There is in Liberation Theology a tenet called “Preferential Treatment for the Poor” which teaches that God prefers the poor over the rich, tending and nurturing the poor the most. There sure is a lot of scripture that supports this: Rich Man and Lazarus, Camel through the Eye of the Needle, “Go, sell all you have and give your money to the poor. Then come, follow me.” In my own understanding of this tenet, I think that a) the poor are more vulnerable on Maslow’s Hierarchy of Needs, and b) their desperate need gives them a more immediate opportunity to hear and receive God, a Theology of the Cross moment, if you will. But dearth of financial means does not equal wealth of faith in God. I have met people of amazing faith in all walks of life and socio-economic classes. Spitting on the cross also spans the socio-economic spectrum.

James goes on to states St. Paul’s point that “all have sinned and fallen short of the glory of God,” therefore, no one, for whatever reason, deserves favor for anything. We serve, not because people deserve our service, but because God serves us. Our service to others our response to God’s service to us.

James’ last point in this passage can be a sticky one for Lutherans and sure seems to fly in the face of “Salvation by Grace through Faith apart from works of law.” As the Holy Spirit works in people, planting within them faith in the marvelous acts of Jesus, then that faith is bound to grow and produce fruit, works. If not, it is merely seed that landed on the path or was choked by the sun and weeds. Living faith is exemplified in acts inspired by and harmonizing with the Holy Spirit.

Mark 7:24-27

24 From there he set out and went away to the region of Tyre.* He entered a house and did not want anyone to know he was there. Yet he could not escape notice, 25but a woman whose little daughter had an unclean spirit immediately heard about him, and she came and bowed down at his feet. 26Now the woman was a Gentile, of Syrophoenician origin. She begged him to cast the demon out of her daughter. 27He said to her, ‘Let the children be fed first, for it is not fair to take the children’s food and throw it to the dogs.’ 28But she answered him, ‘Sir,* even the dogs under the table eat the children’s crumbs.’ 29Then he said to her, ‘For saying that, you may go—the demon has left your daughter.’ 30So she went home, found the child lying on the bed, and the demon gone.

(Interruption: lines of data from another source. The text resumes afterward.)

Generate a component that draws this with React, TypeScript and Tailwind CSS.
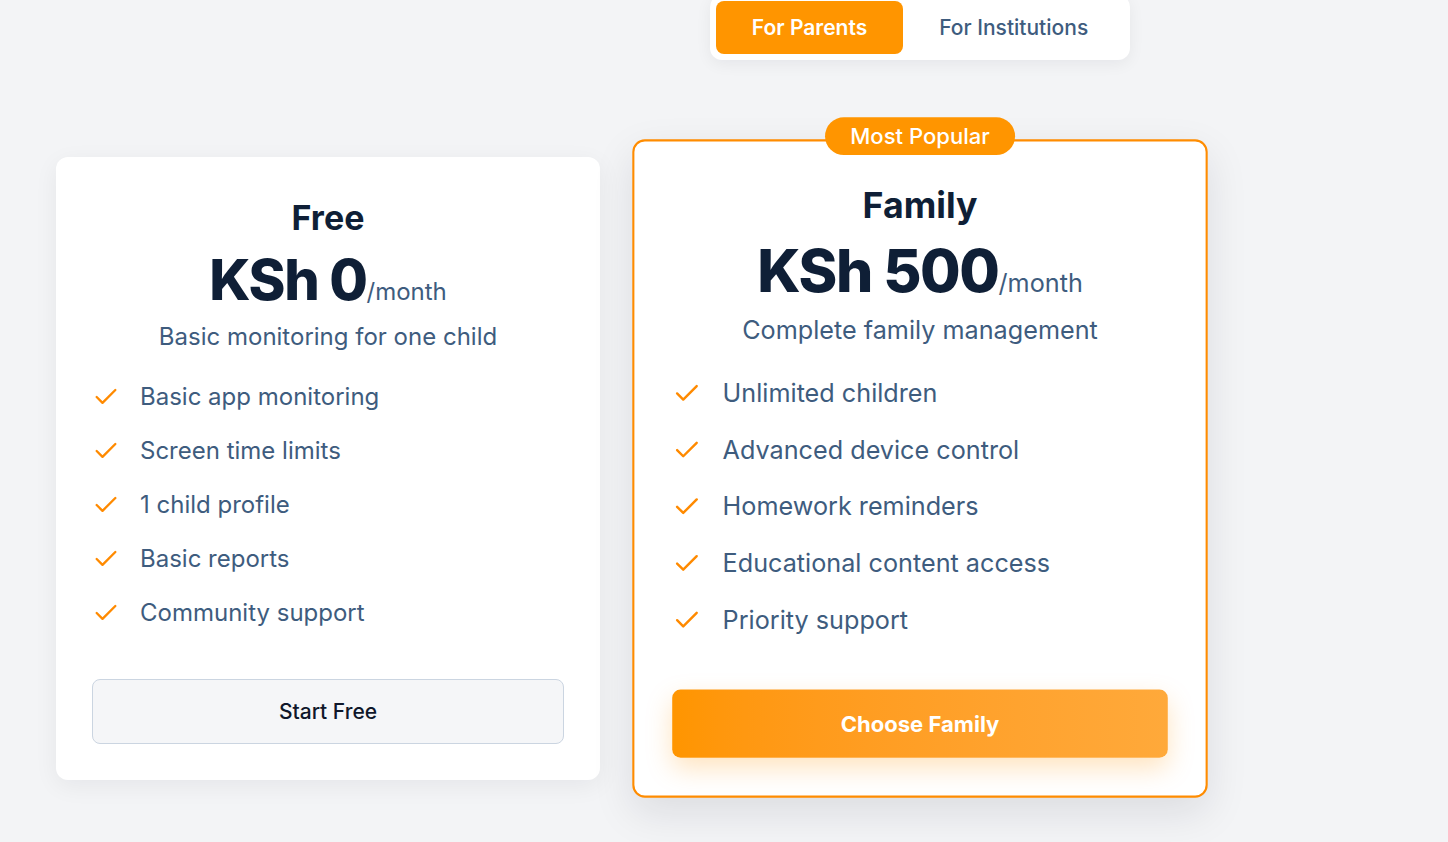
import { Check } from 'lucide-react'

const freeFeatures = [
  'Basic app monitoring',
  'Screen time limits',
  '1 child profile',
  'Basic reports',
  'Community support',
]

const familyFeatures = [
  'Unlimited children',
  'Advanced device control',
  'Homework reminders',
  'Educational content access',
  'Priority support',
]

function FeatureList({ items }: { items: string[] }) {
  return (
    <ul className="mt-[26px] flex flex-col gap-[18px]">
      {items.map((item) => (
        <li key={item} className="flex items-center gap-5 h-9">
          <Check className="w-7 h-7 shrink-0 text-[#ff8a00]" strokeWidth={2} />
          <span className="text-[24px] leading-9 text-[#3e5c7e]">{item}</span>
        </li>
      ))}
    </ul>
  )
}

function PlanHead({ name, price, desc }: { name: string; price: string; desc: string }) {
  return (
    <div className="flex flex-col items-center text-center">
      <h3 className="text-[34px] leading-[50px] font-bold text-[#0f1f36]">{name}</h3>
      <div className="mt-[9px] flex items-baseline">
        <span className="text-[56px] leading-none font-extrabold tracking-tight text-[#0f1f36]">{price}</span>
        <span className="text-[24px] text-[#3e5c7e]">/month</span>
      </div>
      <p className="mt-[11px] text-[24px] leading-8 text-[#3e5c7e]">{desc}</p>
    </div>
  )
}

export default function App() {
  return (
    <div className="w-full min-h-[842px] overflow-hidden bg-[#f3f4f6] font-['Inter',sans-serif]">
      <div className="w-[1840px]">
        {/* TOGGLE */}
        <div className="flex justify-center -mt-[5px]">
          <div className="flex p-1.5 bg-white rounded-xl shadow-[0_4px_16px_rgba(15,23,42,0.06)]">
            <button className="h-[53px] px-9 rounded-lg bg-[#ff9500] text-white text-[21px] font-semibold">
              For Parents
            </button>
            <button className="h-[53px] px-9 rounded-lg text-[#3e5c7e] text-[21px] font-medium">
              For Institutions
            </button>
          </div>
        </div>

        {/* PLANS */}
        <div className="mt-[95px] pl-14 flex items-center">
          <div className="w-[544px] bg-white rounded-xl p-9 shadow-[0_6px_24px_rgba(15,23,42,0.06)]">
            <PlanHead name="Free" price="KSh 0" desc="Basic monitoring for one child" />
            <FeatureList items={freeFeatures} />
            <button className="mt-[48px] w-full h-[65px] rounded-lg border border-[#cbd5e1] bg-[#f5f6f8] text-[21px] font-medium text-[#0f172a]">
              Start Free
            </button>
          </div>

          <div className="relative ml-[46px] w-[548px] bg-white rounded-xl border-2 border-[#ff8c00] p-9 scale-105 shadow-[0_14px_40px_rgba(15,23,42,0.10)]">
            <div className="absolute left-1/2 -translate-x-1/2 -top-[23px] h-9 px-6 flex items-center rounded-full bg-[#ff9500] text-white text-[21px] font-medium whitespace-nowrap">
              Most Popular
            </div>
            <PlanHead name="Family" price="KSh 500" desc="Complete family management" />
            <FeatureList items={familyFeatures} />
            <button className="mt-[48px] w-full h-[65px] rounded-lg bg-gradient-to-r from-[#ff9500] to-[#ffa93a] text-white text-[21px] font-bold shadow-[0_10px_24px_rgba(255,149,0,0.25)]">
              Choose Family
            </button>
          </div>
        </div>
      </div>
    </div>
  )
}
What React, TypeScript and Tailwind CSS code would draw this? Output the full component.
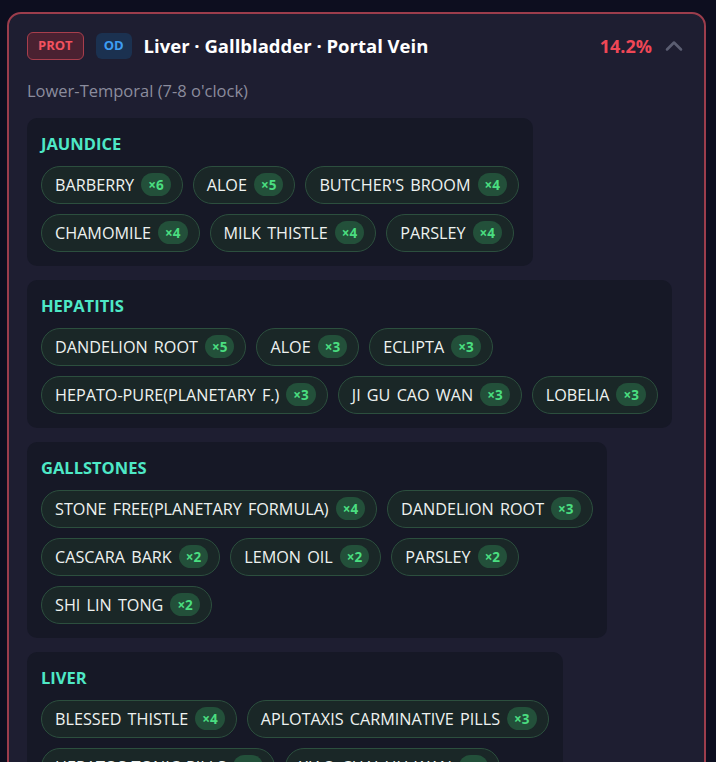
import { ChevronUp } from "lucide-react";

type Herb = { name: string; count: number };
type Group = { title: string; rows: Herb[][] };

const groups: Group[] = [
  {
    title: "JAUNDICE",
    rows: [
      [
        { name: "BARBERRY", count: 6 },
        { name: "ALOE", count: 5 },
        { name: "BUTCHER'S BROOM", count: 4 },
      ],
      [
        { name: "CHAMOMILE", count: 4 },
        { name: "MILK THISTLE", count: 4 },
        { name: "PARSLEY", count: 4 },
      ],
    ],
  },
  {
    title: "HEPATITIS",
    rows: [
      [
        { name: "DANDELION ROOT", count: 5 },
        { name: "ALOE", count: 3 },
        { name: "ECLIPTA", count: 3 },
      ],
      [
        { name: "HEPATO-PURE(PLANETARY F.)", count: 3 },
        { name: "JI GU CAO WAN", count: 3 },
        { name: "LOBELIA", count: 3 },
      ],
    ],
  },
  {
    title: "GALLSTONES",
    rows: [
      [
        { name: "STONE FREE(PLANETARY FORMULA)", count: 4 },
        { name: "DANDELION ROOT", count: 3 },
      ],
      [
        { name: "CASCARA BARK", count: 2 },
        { name: "LEMON OIL", count: 2 },
        { name: "PARSLEY", count: 2 },
      ],
      [{ name: "SHI LIN TONG", count: 2 }],
    ],
  },
  {
    title: "LIVER",
    rows: [
      [
        { name: "BLESSED THISTLE", count: 4 },
        { name: "APLOTAXIS CARMINATIVE PILLS", count: 3 },
      ],
      [
        { name: "HEPATOS-TONIC PILLS", count: 3 },
        { name: "XIAO CHAI HU WAN", count: 3 },
      ],
    ],
  },
];

function HerbChip({ herb }: { herb: Herb }) {
  return (
    <span className="flex h-[38px] items-center gap-[7px] rounded-full border border-[#2c4f3e] bg-[#1a2727] pl-[13px] pr-[11px] text-[16.2px] text-[#eef2f0] [word-spacing:2px]">
      {herb.name}
      <span className="flex h-[23px] items-center rounded-full bg-[#23503a] px-[7px] text-[13.5px] font-bold text-[#4ade80]">
        ×{herb.count}
      </span>
    </span>
  );
}

function GroupCard({ group }: { group: Group }) {
  return (
    <section className="w-fit rounded-[10px] bg-[#161826] px-[14px] pb-[14px] pt-[16px]">
      <h3 className="text-[16.5px] font-bold leading-5 text-[#4ee8c6]">{group.title}</h3>
      <div className="mt-[12px] flex flex-col gap-[10px]">
        {group.rows.map((row, i) => (
          <div key={i} className="flex gap-[10px]">
            {row.map((herb) => (
              <HerbChip key={herb.name} herb={herb} />
            ))}
          </div>
        ))}
      </div>
    </section>
  );
}

export default function App() {
  return (
    <div className="h-[762px] overflow-hidden bg-[#0d0e1f] pl-[7px] pr-[10px] pt-[12px] font-['Open_Sans',sans-serif]">
      <div className="rounded-[14px] border-2 border-[#9c3d4c] bg-[#1e1e31] px-[18px] pt-[18px] pb-6">
        <header className="flex items-center gap-3">
          <span className="flex h-[28px] items-center rounded-md border border-[#a83e4c] bg-[#4a2131] px-[10px] text-[13px] font-bold text-[#f2525f]">
            PROT
          </span>
          <span className="flex h-[26px] items-center rounded-md bg-[#1b3150] px-[8px] text-[13px] font-bold text-[#3d9df2]">
            OD
          </span>
          <h2 className="text-[18.5px] font-bold text-white">Liver · Gallbladder · Portal Vein</h2>
          <span className="ml-auto text-[18px] font-bold text-[#ef4756]">14.2%</span>
          <ChevronUp className="-ml-[4px] -mr-[2px] h-[28px] w-[28px] text-[#5b5e72]" strokeWidth={2.2} />
        </header>
        <p className="mt-[19px] text-[16.5px] text-[#8b8c9d]">Lower-Temporal (7-8 o'clock)</p>
        <div className="mt-[14px] flex flex-col gap-[14px]">
          {groups.map((g) => (
            <GroupCard key={g.title} group={g} />
          ))}
        </div>
      </div>
    </div>
  );
}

31 Then he returned from the region of Tyre, and went by way of Sidon towards the Sea of Galilee, in the region of the Decapolis. 32They brought to him a deaf man who had an impediment in his speech; and they begged him to lay his hand on him. 33He took him aside in private, away from the crowd, and put his fingers into his ears, and he spat and touched his tongue. 34Then looking up to heaven, he sighed and said to him, ‘Ephphatha’, that is, ‘Be opened.’ 35And immediately his ears were opened, his tongue was released, and he spoke plainly. 36Then Jesus*ordered them to tell no one; but the more he ordered them, the more zealously they proclaimed it. 37They were astounded beyond measure, saying, ‘He has done everything well; he even makes the deaf to hear and the mute to speak.’

Last week’s gospel text was the verses that immediately precede these, where Jesus teaches that what defiles a person is not the absence of religious ritual, but rather sinful thoughts and actions. This week’s gospel is a set of stories which illustrate Jesus’ point. In both stories Jesus encounters people who are unclean by Israelite tradition, and yet Jesus, the God/Man, declares them clean and grants to them what they desire of God.

In the first story, Jesus takes his disciples out of the land of the Israelites, the land of Canaan promised to Abraham and his descendants by God. Jews don’t go there. Jews don’t eat there or sleep there or even travel there because the people there are unclean goyim, “not us.” The Hebrew scriptures do not instruct Israelites to leave their homes and work places and go out to evangelize the goyim about Yahweh. Israelites are supposed to “go to the land that I will give you,” and be faithful to Yahweh there, and the goyim will come to them. It was unheard of for a rabbi and his disciples to leave Israel and enter the house of goyim in a strange land. The disciples had to be unsettled by the whole thing.

Then here comes a goya woman begging Jesus to exorcise a demon from her little girl. The theme of humility before the master runs through this story. The woman’s demon possessed daughter is a “little girl” or a diminutive female child. The woman humbles herself by bowing down at Jesus’ feet. (Notice that none of the disciples or apostles ever do this, except the woman who washes Jesus’ feet with her hair. Rather, in the gospel of John, Jesus knees at the disciples’ feet.) Jesus seemingly chastises the woman by saying that food, literally bread in Hebrew, should not be taken from the children (as opposed to “the Israelites” or “God’s chosen people”) and throw it to the dogs. The woman replies, “Sir, even the puppies under the table get the children’s crumbs,” not “even the dogs get table scraps.” The fruits of this humble, beseeching exchange? The mother returns to her home and finds her little daughter healed.

Returning from foreign soil toward Galilee, Jesus is presented with a man who is deaf and unable to speak. Consistent with “Theology of Glory” alive and well in our own time, disabilities, as well as poverty, misfortune, and untimely death, were considered just deserts bestowed by God. When Jesus responds favorably to the begging of this man’s sponsors and touches this man, Jesus is defying defilement traditions in favor of mercy.

Almost two months ago, the gospel lesson was John’s version of the feeding of the 5,000. That miracle happens in Chapter 6 of Mark. Now in chapter 7, the idea of God feeding all who seek to be fed, both the Jews who are present, and everyone else who might eat from the leftover baskets, is expounded on in living color by the debate of what defiles, and then by the “feeding” of the demon possessed daughter and the deaf mute.